[Work to do]
Repeat all of the material below exactly as written, images excluded.

[Recorded information]
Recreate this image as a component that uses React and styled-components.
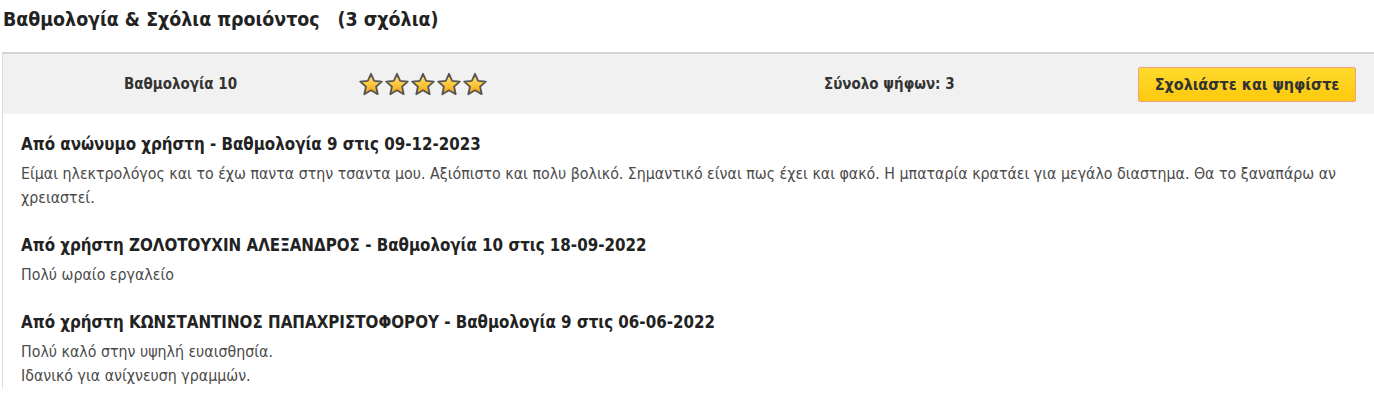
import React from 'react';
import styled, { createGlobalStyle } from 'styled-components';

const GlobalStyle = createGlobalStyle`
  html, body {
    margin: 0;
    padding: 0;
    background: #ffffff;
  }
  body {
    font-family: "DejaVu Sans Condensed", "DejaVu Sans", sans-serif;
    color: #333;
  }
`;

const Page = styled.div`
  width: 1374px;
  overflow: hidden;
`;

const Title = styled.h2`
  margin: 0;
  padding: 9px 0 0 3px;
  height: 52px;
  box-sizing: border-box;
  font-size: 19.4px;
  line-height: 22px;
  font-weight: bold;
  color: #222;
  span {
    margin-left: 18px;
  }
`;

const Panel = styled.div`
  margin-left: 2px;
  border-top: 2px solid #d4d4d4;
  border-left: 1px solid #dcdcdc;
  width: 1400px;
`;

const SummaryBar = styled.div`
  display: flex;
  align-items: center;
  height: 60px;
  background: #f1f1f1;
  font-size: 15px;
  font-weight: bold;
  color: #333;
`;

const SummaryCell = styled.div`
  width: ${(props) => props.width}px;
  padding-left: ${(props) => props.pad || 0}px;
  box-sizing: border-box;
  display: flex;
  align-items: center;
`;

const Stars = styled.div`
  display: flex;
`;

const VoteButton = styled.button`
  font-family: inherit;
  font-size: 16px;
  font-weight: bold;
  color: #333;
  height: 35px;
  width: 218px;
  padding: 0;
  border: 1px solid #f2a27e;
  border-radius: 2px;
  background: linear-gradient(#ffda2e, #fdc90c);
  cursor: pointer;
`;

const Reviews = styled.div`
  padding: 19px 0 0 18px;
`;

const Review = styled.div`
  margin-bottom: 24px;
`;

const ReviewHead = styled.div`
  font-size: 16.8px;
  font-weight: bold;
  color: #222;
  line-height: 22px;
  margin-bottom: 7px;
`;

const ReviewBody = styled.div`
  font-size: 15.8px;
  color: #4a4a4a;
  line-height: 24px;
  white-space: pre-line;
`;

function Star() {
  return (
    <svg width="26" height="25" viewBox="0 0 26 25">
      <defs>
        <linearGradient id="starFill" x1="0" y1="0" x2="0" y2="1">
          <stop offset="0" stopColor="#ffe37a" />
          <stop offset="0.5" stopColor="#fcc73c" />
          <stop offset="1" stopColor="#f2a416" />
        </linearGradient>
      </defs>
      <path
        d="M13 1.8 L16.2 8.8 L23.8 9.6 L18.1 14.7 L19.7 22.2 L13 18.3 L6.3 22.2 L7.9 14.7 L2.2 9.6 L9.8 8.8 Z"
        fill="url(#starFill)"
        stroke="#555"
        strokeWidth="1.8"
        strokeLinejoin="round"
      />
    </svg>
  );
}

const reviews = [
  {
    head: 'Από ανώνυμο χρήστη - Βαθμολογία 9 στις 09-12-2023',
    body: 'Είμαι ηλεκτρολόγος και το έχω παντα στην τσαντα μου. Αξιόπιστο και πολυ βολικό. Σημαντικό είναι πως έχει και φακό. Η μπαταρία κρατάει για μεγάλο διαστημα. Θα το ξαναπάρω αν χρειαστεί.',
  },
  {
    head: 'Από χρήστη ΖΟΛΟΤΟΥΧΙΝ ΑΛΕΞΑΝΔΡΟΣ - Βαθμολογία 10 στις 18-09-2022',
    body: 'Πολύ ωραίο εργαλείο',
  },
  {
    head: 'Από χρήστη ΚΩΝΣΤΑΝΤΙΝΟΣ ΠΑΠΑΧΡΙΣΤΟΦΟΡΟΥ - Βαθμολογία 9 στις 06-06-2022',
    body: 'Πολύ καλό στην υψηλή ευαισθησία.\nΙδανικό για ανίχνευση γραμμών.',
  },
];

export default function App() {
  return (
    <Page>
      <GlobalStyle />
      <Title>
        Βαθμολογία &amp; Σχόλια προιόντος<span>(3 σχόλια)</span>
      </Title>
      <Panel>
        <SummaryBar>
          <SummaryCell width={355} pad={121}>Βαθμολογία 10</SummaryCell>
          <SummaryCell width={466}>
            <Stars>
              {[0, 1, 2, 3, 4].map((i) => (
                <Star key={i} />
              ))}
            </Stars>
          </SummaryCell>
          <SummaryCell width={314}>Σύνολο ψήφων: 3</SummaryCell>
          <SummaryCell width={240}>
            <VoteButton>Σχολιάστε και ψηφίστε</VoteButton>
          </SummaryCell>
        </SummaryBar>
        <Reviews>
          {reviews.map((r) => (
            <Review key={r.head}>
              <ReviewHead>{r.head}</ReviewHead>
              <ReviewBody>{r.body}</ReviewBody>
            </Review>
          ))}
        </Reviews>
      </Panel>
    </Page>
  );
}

[Result]
Recreate this image as a component that uses React and styled-components.
import React from 'react';
import styled, { createGlobalStyle } from 'styled-components';

const GlobalStyle = createGlobalStyle`
  html, body {
    margin: 0;
    padding: 0;
    background: #ffffff;
  }
  body {
    font-family: "DejaVu Sans Condensed", "DejaVu Sans", sans-serif;
    color: #333;
  }
`;

const Page = styled.div`
  width: 1374px;
  overflow: hidden;
`;

const Title = styled.h2`
  margin: 0;
  padding: 9px 0 0 3px;
  height: 52px;
  box-sizing: border-box;
  font-size: 19.4px;
  line-height: 22px;
  font-weight: bold;
  color: #222;
  span {
    margin-left: 18px;
  }
`;

const Panel = styled.div`
  margin-left: 2px;
  border-top: 2px solid #d4d4d4;
  border-left: 1px solid #dcdcdc;
  width: 1400px;
`;

const SummaryBar = styled.div`
  display: flex;
  align-items: center;
  height: 60px;
  background: #f1f1f1;
  font-size: 15px;
  font-weight: bold;
  color: #333;
`;

const SummaryCell = styled.div`
  width: ${(props) => props.width}px;
  padding-left: ${(props) => props.pad || 0}px;
  box-sizing: border-box;
  display: flex;
  align-items: center;
`;

const Stars = styled.div`
  display: flex;
`;

const VoteButton = styled.button`
  font-family: inherit;
  font-size: 16px;
  font-weight: bold;
  color: #333;
  height: 35px;
  width: 218px;
  padding: 0;
  border: 1px solid #f2a27e;
  border-radius: 2px;
  background: linear-gradient(#ffda2e, #fdc90c);
  cursor: pointer;
`;

const Reviews = styled.div`
  padding: 19px 0 0 18px;
`;

const Review = styled.div`
  margin-bottom: 24px;
`;

const ReviewHead = styled.div`
  font-size: 16.8px;
  font-weight: bold;
  color: #222;
  line-height: 22px;
  margin-bottom: 7px;
`;

const ReviewBody = styled.div`
  font-size: 15.8px;
  color: #4a4a4a;
  line-height: 24px;
  white-space: pre-line;
`;

function Star() {
  return (
    <svg width="26" height="25" viewBox="0 0 26 25">
      <defs>
        <linearGradient id="starFill" x1="0" y1="0" x2="0" y2="1">
          <stop offset="0" stopColor="#ffe37a" />
          <stop offset="0.5" stopColor="#fcc73c" />
          <stop offset="1" stopColor="#f2a416" />
        </linearGradient>
      </defs>
      <path
        d="M13 1.8 L16.2 8.8 L23.8 9.6 L18.1 14.7 L19.7 22.2 L13 18.3 L6.3 22.2 L7.9 14.7 L2.2 9.6 L9.8 8.8 Z"
        fill="url(#starFill)"
        stroke="#555"
        strokeWidth="1.8"
        strokeLinejoin="round"
      />
    </svg>
  );
}

const reviews = [
  {
    head: 'Από ανώνυμο χρήστη - Βαθμολογία 9 στις 09-12-2023',
    body: 'Είμαι ηλεκτρολόγος και το έχω παντα στην τσαντα μου. Αξιόπιστο και πολυ βολικό. Σημαντικό είναι πως έχει και φακό. Η μπαταρία κρατάει για μεγάλο διαστημα. Θα το ξαναπάρω αν χρειαστεί.',
  },
  {
    head: 'Από χρήστη ΖΟΛΟΤΟΥΧΙΝ ΑΛΕΞΑΝΔΡΟΣ - Βαθμολογία 10 στις 18-09-2022',
    body: 'Πολύ ωραίο εργαλείο',
  },
  {
    head: 'Από χρήστη ΚΩΝΣΤΑΝΤΙΝΟΣ ΠΑΠΑΧΡΙΣΤΟΦΟΡΟΥ - Βαθμολογία 9 στις 06-06-2022',
    body: 'Πολύ καλό στην υψηλή ευαισθησία.\nΙδανικό για ανίχνευση γραμμών.',
  },
];

export default function App() {
  return (
    <Page>
      <GlobalStyle />
      <Title>
        Βαθμολογία &amp; Σχόλια προιόντος<span>(3 σχόλια)</span>
      </Title>
      <Panel>
        <SummaryBar>
          <SummaryCell width={355} pad={121}>Βαθμολογία 10</SummaryCell>
          <SummaryCell width={466}>
            <Stars>
              {[0, 1, 2, 3, 4].map((i) => (
                <Star key={i} />
              ))}
            </Stars>
          </SummaryCell>
          <SummaryCell width={314}>Σύνολο ψήφων: 3</SummaryCell>
          <SummaryCell width={240}>
            <VoteButton>Σχολιάστε και ψηφίστε</VoteButton>
          </SummaryCell>
        </SummaryBar>
        <Reviews>
          {reviews.map((r) => (
            <Review key={r.head}>
              <ReviewHead>{r.head}</ReviewHead>
              <ReviewBody>{r.body}</ReviewBody>
            </Review>
          ))}
        </Reviews>
      </Panel>
    </Page>
  );
}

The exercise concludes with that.